House passes Homeland funding

The House on June 24 passed the first Homeland Security Department appropriations — a $29.4 billion bill for fiscal 2004 that would pump millions into bioterrorism research and target dollars for first responders nationwide.

The House bill passed 425-2, and includes money for new technologies such as developing ways to detect biological agents sprayed over cities and to protect jets from land-to-air missiles. The bill also includes funds to strengthen security at the borders and money to develop antidotes to biological and chemical weapons.

Overall, the bill provides $4.4 billion for local firefighters, law enforcement and other emergency responders, which is nearly $900 million more than President Bush proposed. The legislation now goes to the Senate, which is expected to begin working on it next month.

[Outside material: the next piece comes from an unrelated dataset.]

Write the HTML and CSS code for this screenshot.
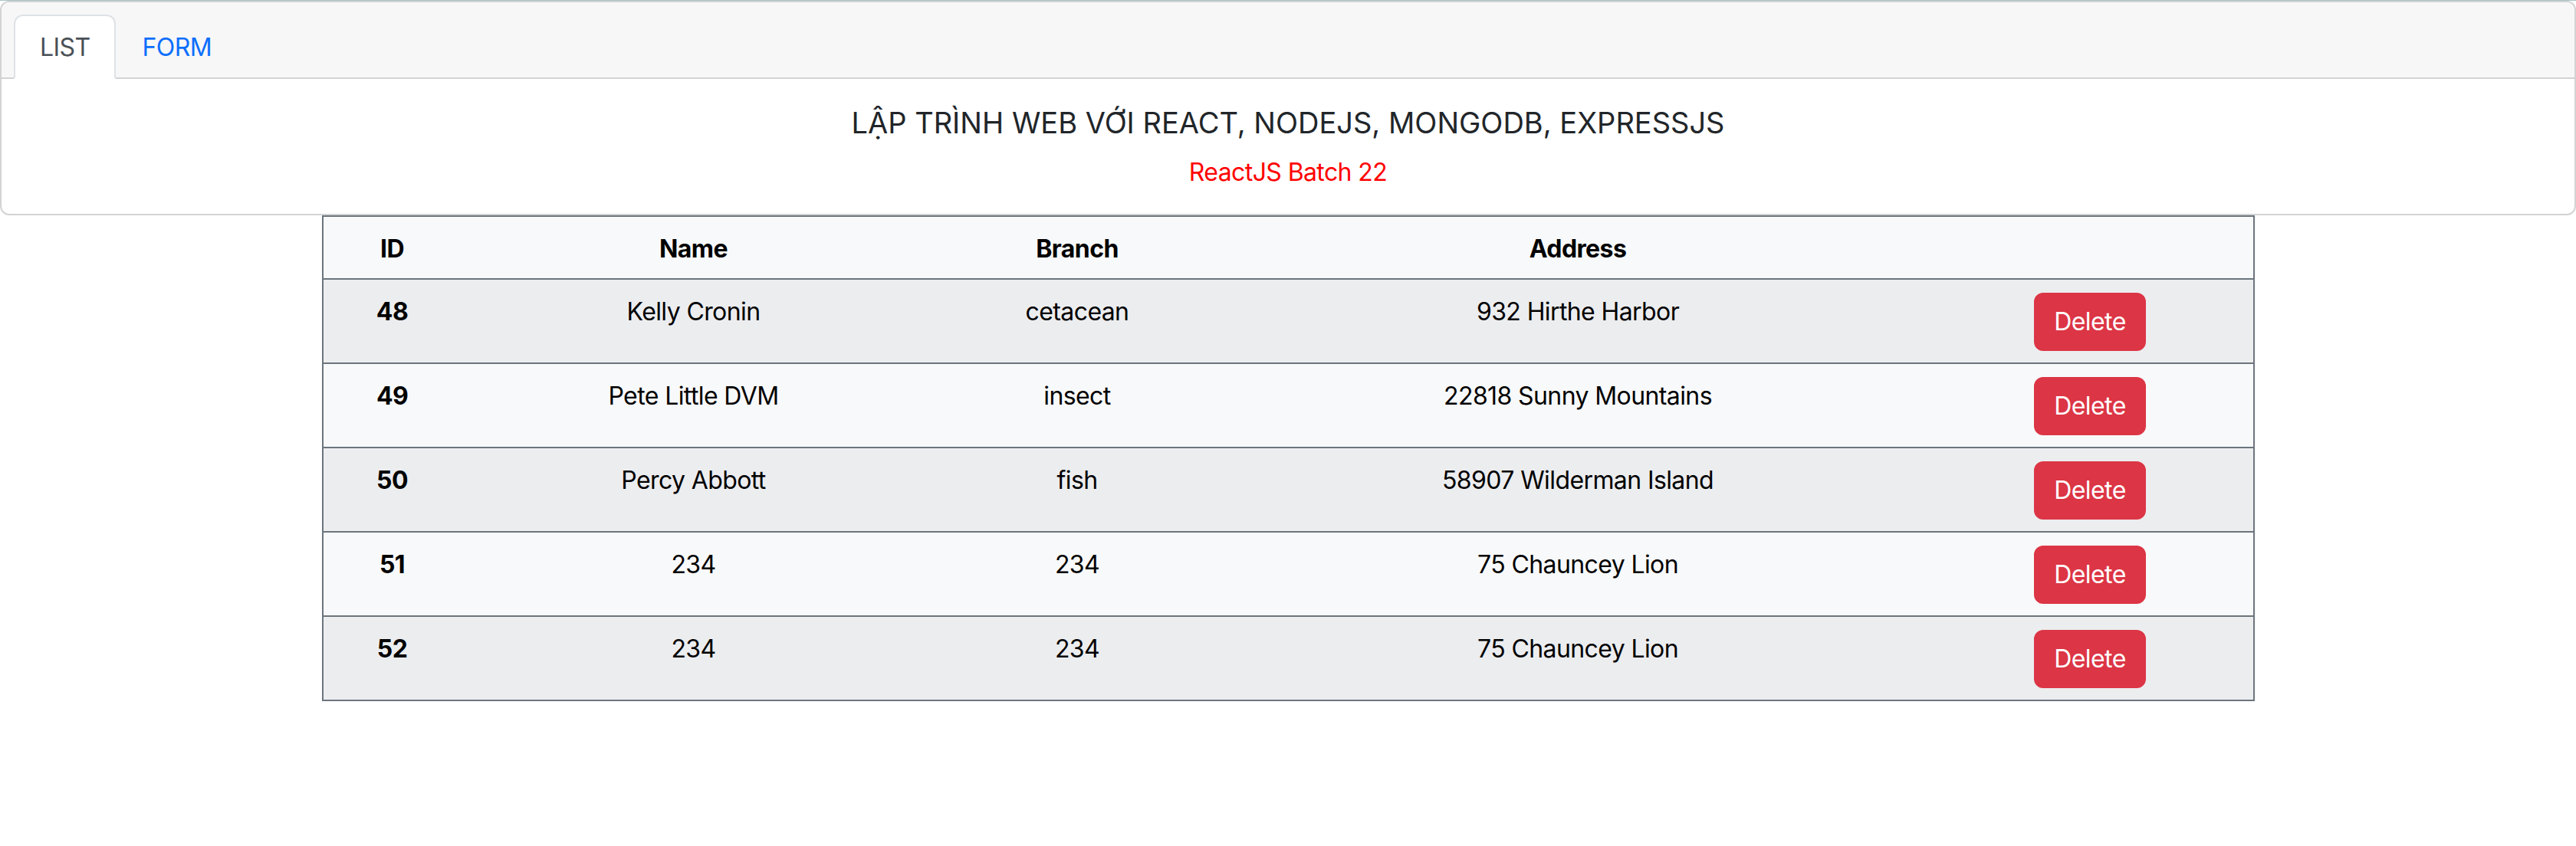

"The House has fulfilled our promise to better secure America by ensuring the Department of Homeland Security has the tools it needs to thwart terrorist activity," House Speaker Dennis Hastert (R-Ill.) said after the vote.

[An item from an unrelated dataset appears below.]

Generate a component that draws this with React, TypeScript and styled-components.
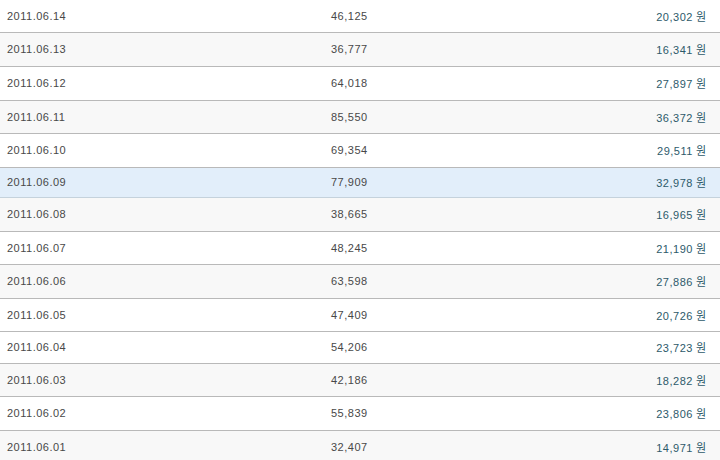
import React from "react";
import styled, { createGlobalStyle } from "styled-components";

const GlobalStyle = createGlobalStyle`
  html, body {
    margin: 0;
    padding: 0;
    background: #fff;
  }
  body {
    font-family: "Liberation Sans", "Noto Sans CJK KR", sans-serif;
    overflow: hidden;
  }
`;

const Table = styled.div`
  width: 720px;
  height: 460px;
  overflow: hidden;
  display: flex;
  flex-direction: column;
`;

type Tone = "white" | "gray" | "blue";

const bg: Record<Tone, string> = {
  white: "#ffffff",
  gray: "#f8f8f8",
  blue: "#e2eefa",
};

const Row = styled.div<{ $tone: Tone; $h: number }>`
  flex: 0 0 auto;
  box-sizing: border-box;
  height: ${(p) => p.$h}px;
  display: grid;
  grid-template-columns: 331px 1fr 200px;
  align-items: center;
  padding-bottom: 1px;
  background: ${(p) => bg[p.$tone]};
  border-bottom: 1px solid ${(p) => (p.$tone === "blue" ? "#c5d2dc" : "#b9b9b9")};
  font-size: 11px;
  letter-spacing: 0.5px;
  color: #484848;
`;

const DateCell = styled.div`
  padding-left: 7px;
`;

const CountCell = styled.div`
  text-align: left;
`;

const AmountCell = styled.div`
  text-align: right;
  padding-right: 14px;
  color: #2d5a6a;

  span {
    margin-left: 3px;
    font-family: "Noto Sans CJK KR", sans-serif;
    font-size: 11px;
    letter-spacing: 0;
  }
`;

interface IROW {
  date: string;
  count: string;
  amount: string;
  tone: Tone;
}

const rows: IROW[] = [
  { date: "2011.06.14", count: "46,125", amount: "20,302", tone: "white" },
  { date: "2011.06.13", count: "36,777", amount: "16,341", tone: "gray" },
  { date: "2011.06.12", count: "64,018", amount: "27,897", tone: "white" },
  { date: "2011.06.11", count: "85,550", amount: "36,372", tone: "gray" },
  { date: "2011.06.10", count: "69,354", amount: "29,511", tone: "white" },
  { date: "2011.06.09", count: "77,909", amount: "32,978", tone: "blue" },
  { date: "2011.06.08", count: "38,665", amount: "16,965", tone: "gray" },
  { date: "2011.06.07", count: "48,245", amount: "21,190", tone: "white" },
  { date: "2011.06.06", count: "63,598", amount: "27,886", tone: "gray" },
  { date: "2011.06.05", count: "47,409", amount: "20,726", tone: "white" },
  { date: "2011.06.04", count: "54,206", amount: "23,723", tone: "white" },
  { date: "2011.06.03", count: "42,186", amount: "18,282", tone: "gray" },
  { date: "2011.06.02", count: "55,839", amount: "23,806", tone: "white" },
  { date: "2011.06.01", count: "32,407", amount: "14,971", tone: "gray" },
];

// row heights as measured in the listing
const heights = [33, 34, 34, 33, 34, 30, 34, 33, 34, 33, 32, 33, 34, 34];

function App() {
  return (
    <>
      <GlobalStyle />
      <Table>
        {rows.map((r, idx) => (
          <Row key={r.date} $tone={r.tone} $h={heights[idx]}>
            <DateCell>{r.date}</DateCell>
            <CountCell>{r.count}</CountCell>
            <AmountCell>
              {r.amount}
              <span>원</span>
            </AmountCell>
          </Row>
        ))}
      </Table>
    </>
  );
}

export default App;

While Republicans lauded the passage of the legislation, which includes $1 billion more than Bush sought, Democrats said it is not nearly enough money to protect America. They said the bill did not include enough money to increase security at the nation's ports. They noted that the Coast Guard needs $4.4 billion over the next decade, but the legislation included only $100 million for fiscal 2004.

Republicans blocked one amendment that would have made it harder to award federal contracts to U.S. firms that have moved offshore to avoid paying taxes and another that would have stopped a plan to screen airline passengers by checking databases such as credit reports.

An amendment that passed requires the Transportation Security Administration to provide a plan to inspect all cargo on passenger jets. No rule presently exists requiring the inspection of cargo that is shipped in the hold of commercial airliners.